Medical device manufacturers felt relief when the tax was again delayed in February, and with the suspension retroactive to the beginning of the year. The tax is now set to go into effect on Jan. 1, 2020. Some are hoping for a permanent repeal before the end of the current moratorium. Estimates range as high as $3.7 billion in describing the taxes saved by device companies over this latest two-year suspension.
The tax was strongly opposed by the $150 billion a year industry that produces everything from catheters to pacemakers and artificial joints. In Congress, it was unpopular not only with Republicans but many Democrats from states like Massachusetts and Minnesota with large numbers of medical device companies, according to a January 2 article in USA Today.
The term “excise tax” is somewhat redundant, as an “excise” is defined as a tax levied on certain goods and commodities produced or sold within a country and on licenses granted for certain activities. They can be levied at the federal, state, and local level.

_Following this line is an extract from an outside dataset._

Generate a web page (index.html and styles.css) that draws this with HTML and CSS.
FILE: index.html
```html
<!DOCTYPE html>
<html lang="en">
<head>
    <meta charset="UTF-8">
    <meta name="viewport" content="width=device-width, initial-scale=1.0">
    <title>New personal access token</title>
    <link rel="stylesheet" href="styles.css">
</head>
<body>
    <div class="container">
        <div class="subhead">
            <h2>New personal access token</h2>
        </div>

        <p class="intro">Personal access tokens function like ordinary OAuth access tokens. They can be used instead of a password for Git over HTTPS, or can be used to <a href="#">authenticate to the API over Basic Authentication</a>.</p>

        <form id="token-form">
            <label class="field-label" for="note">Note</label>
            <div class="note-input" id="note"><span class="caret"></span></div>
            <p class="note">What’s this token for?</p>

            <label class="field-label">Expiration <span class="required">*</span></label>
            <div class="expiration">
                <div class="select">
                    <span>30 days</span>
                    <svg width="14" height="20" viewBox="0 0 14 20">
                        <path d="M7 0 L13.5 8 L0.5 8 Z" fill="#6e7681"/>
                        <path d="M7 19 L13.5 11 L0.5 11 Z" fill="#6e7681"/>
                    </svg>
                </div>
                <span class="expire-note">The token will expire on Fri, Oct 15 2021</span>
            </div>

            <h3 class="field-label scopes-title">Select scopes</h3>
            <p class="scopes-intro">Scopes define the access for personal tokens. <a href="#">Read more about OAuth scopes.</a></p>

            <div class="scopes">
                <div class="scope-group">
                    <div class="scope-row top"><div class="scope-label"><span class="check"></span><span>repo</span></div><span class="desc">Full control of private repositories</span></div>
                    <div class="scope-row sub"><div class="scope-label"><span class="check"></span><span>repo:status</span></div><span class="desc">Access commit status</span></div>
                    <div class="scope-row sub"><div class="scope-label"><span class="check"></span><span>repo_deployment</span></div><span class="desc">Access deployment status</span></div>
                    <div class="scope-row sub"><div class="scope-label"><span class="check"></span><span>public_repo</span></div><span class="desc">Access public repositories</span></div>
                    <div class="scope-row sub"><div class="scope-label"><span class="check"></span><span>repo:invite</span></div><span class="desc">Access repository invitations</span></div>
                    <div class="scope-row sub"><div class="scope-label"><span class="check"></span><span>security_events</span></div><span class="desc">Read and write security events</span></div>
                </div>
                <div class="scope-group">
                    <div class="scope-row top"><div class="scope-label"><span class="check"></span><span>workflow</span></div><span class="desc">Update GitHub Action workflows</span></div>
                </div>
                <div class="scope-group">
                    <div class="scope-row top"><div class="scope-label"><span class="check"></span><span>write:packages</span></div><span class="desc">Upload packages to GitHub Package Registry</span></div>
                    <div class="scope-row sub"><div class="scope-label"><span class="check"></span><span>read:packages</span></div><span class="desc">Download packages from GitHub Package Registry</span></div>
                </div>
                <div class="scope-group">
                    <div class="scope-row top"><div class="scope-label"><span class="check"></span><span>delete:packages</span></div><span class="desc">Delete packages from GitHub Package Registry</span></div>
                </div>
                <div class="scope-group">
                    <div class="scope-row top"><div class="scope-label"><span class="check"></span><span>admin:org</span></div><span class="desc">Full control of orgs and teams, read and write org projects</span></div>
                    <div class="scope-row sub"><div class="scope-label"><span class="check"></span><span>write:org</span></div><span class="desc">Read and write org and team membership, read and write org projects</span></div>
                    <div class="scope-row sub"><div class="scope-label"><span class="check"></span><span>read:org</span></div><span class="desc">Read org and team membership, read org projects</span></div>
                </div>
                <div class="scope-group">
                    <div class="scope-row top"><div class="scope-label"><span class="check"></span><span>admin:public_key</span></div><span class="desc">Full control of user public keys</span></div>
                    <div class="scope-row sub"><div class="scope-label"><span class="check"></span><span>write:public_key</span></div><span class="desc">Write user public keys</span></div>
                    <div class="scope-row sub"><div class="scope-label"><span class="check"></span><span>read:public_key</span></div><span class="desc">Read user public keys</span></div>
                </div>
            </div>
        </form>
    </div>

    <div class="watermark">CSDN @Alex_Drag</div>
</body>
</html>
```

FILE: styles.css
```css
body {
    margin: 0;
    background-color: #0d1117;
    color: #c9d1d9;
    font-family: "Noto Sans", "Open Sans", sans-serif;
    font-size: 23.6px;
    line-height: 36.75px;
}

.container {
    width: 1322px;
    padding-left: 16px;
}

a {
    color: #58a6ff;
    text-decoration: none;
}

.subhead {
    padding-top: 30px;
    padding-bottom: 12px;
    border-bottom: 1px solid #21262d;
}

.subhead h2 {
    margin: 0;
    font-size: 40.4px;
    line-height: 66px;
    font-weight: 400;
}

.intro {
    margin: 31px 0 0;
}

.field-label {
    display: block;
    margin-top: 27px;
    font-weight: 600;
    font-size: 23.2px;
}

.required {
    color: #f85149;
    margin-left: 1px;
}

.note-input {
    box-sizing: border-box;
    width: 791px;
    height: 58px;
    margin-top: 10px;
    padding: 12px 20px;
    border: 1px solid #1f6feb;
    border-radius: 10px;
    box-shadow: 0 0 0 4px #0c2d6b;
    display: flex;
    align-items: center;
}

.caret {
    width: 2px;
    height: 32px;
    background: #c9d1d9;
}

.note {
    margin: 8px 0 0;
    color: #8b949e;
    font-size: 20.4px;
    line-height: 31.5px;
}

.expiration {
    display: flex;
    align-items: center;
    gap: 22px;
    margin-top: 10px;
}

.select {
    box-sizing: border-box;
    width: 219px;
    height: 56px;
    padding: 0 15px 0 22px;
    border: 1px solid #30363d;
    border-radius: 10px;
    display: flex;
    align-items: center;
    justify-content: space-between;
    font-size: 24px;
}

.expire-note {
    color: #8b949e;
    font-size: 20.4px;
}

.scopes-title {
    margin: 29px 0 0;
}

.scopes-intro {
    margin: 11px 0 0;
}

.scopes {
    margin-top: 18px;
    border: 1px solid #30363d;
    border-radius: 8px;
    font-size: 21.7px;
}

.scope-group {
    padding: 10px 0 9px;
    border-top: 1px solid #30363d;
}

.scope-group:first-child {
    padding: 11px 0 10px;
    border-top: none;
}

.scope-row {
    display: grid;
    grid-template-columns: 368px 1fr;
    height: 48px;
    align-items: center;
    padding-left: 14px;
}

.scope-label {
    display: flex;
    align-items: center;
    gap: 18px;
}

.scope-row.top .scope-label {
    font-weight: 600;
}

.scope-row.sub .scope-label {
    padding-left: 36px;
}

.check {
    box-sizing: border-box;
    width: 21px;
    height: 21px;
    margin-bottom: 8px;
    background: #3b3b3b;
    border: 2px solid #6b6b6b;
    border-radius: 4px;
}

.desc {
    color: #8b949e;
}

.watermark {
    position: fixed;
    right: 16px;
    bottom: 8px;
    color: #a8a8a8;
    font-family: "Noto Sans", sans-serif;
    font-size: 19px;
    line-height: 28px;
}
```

Today, an excise tax is levied on a particular product or service, usually calculated as a specific fee per unit of the product or service, but sometimes as a percentage of value.
One important example is the fuel tax imposed at federal and state levels to fund the construction and repair of transportation infrastructure. Similarly, excise taxes on alcohol and tobacco fund health education projects and other programs. Other examples include a 75-cent-per-dose tax on mandatory vaccinations and a 10 percent tax on tanning sessions. Municipalities in many states also impose excises, on items and services like firearms, ammunition, sport-fishing equipment, wagering, and telephone calls.

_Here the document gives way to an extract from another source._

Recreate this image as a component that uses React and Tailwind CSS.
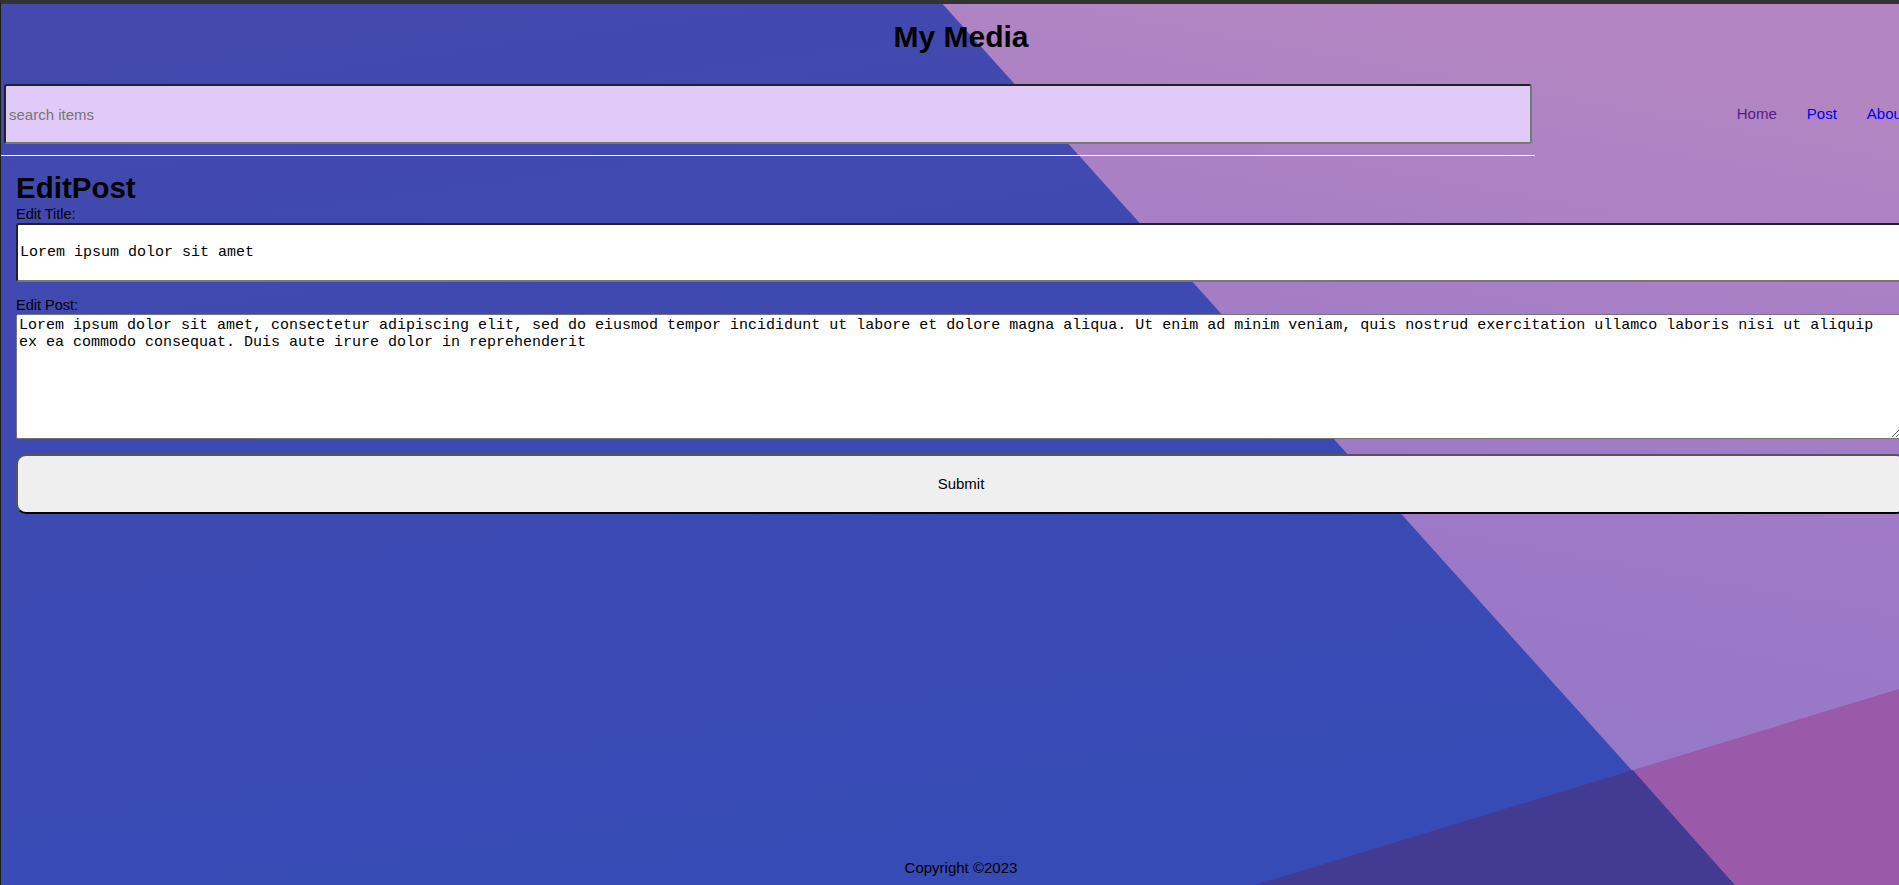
import React from 'react';

const sans = "font-['Liberation_Sans',Arial,sans-serif]";
const mono = "font-['Liberation_Mono','Courier_New',monospace]";

const postText =
  'Lorem ipsum dolor sit amet, consectetur adipiscing elit, sed do eiusmod tempor incididunt ut labore et dolore magna aliqua. Ut enim ad minim veniam, quis nostrud exercitation ullamco laboris nisi ut aliquip ex ea commodo consequat. Duis aute irure dolor in reprehenderit';

// wallpaper behind the page
function Backdrop() {
  return (
    <svg
      className="absolute inset-0 w-full h-full"
      viewBox="0 0 1898 881"
      preserveAspectRatio="none"
    >
      <defs>
        <linearGradient id="blue" x1="0" y1="0" x2="0.3" y2="1">
          <stop offset="0" stopColor="#4449ad" />
          <stop offset="1" stopColor="#374bb6" />
        </linearGradient>
        <linearGradient id="lav" x1="0.4" y1="0" x2="0.2" y2="1">
          <stop offset="0" stopColor="#b386c2" />
          <stop offset="0.5" stopColor="#9e79c7" />
          <stop offset="1" stopColor="#9077c9" />
        </linearGradient>
      </defs>
      <rect x="0" y="0" width="1898" height="881" fill="url(#blue)" />
      <polygon points="938,-4 1898,-4 1898,881 1734,881" fill="url(#lav)" />
      <polygon points="1254,881 1632,766 1734,881" fill="#433a91" />
      <polygon points="1632,766 1898,685 1898,881 1734,881" fill="#9b59a9" />
    </svg>
  );
}

function Header() {
  return (
    <header>
      <h1 className="mt-[16px] text-center text-[30px] leading-[34px] font-bold text-black">
        My Media
      </h1>
      <div className="flex items-center justify-between">
        <div className="w-[1534px] pt-[30px] pb-[11px] pl-[3px] pr-[3px] border-b border-white">
          <input
            type="text"
            placeholder="search items"
            className={`w-full h-[60px] px-[3px] bg-[#e0caf7] rounded-[3px] border-2 border-solid border-t-[#222] border-l-[#222] border-r-[#777] border-b-[#777] text-[15px] placeholder:text-[#757575] outline-none ${sans}`}
          />
        </div>
        <nav className="flex text-[15px] pt-[18px]">
          <a href="#" className="px-[15px] text-[#551a8b]">Home</a>
          <a href="#" className="px-[15px] text-[#0000ee]">Post</a>
          <a href="#" className="px-[15px] text-[#0000ee]">About</a>
        </nav>
      </div>
    </header>
  );
}

function EditPost() {
  return (
    <main className="flex-1 px-[15px] pt-[15px]">
      <h2 className="text-[29.5px] leading-[34px] font-bold text-black">EditPost</h2>
      <label className="block text-[14.5px] leading-[18px] text-black">Edit Title:</label>
      <input
        type="text"
        defaultValue="Lorem ipsum dolor sit amet"
        className={`block w-full h-[59px] px-[2px] bg-white rounded-[3px] border-2 border-solid border-t-[#222] border-l-[#222] border-r-[#777] border-b-[#777] text-[15px] text-black outline-none ${mono}`}
      />
      <label className="block mt-[15px] text-[14.5px] leading-[17px] text-black">Edit Post:</label>
      <textarea
        defaultValue={postText}
        className={`block w-[1885px] h-[125px] p-[2px] bg-white rounded-[2px] border border-[#767676] text-[15px] leading-[17px] text-black outline-none ${mono}`}
      />
      <button
        type="button"
        className="block w-full h-[60px] mt-[15px] bg-[#efefef] rounded-[10px] border-2 border-solid border-t-[#555] border-l-[#555] border-r-black border-b-black text-[15px] text-black"
      >
        Submit
      </button>
    </main>
  );
}

export default function App() {
  return (
    <div className={`relative w-screen h-screen overflow-hidden border-t-4 border-t-[#333] border-l border-l-[#1c1c1c] ${sans}`}>
      <Backdrop />
      <div className="relative flex flex-col w-[1920px] h-full">
        <Header />
        <EditPost />
        <footer className="pb-[8px] text-center text-[15px] leading-[18px] text-black">
          Copyright ©2023
        </footer>
      </div>
    </div>
  );
}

The slashing of the overall corporate tax from 35% to 21% may soften the blow for some manufacturers, industry officials said. But the excise tax is applied to sales and not income, so its effect will likely be felt more by smaller firms, and startups with promising new products that haven’t yet made money for their developers.
As with all such important issues before Congress, continued discussion that includes all stakeholders should yield workable solutions.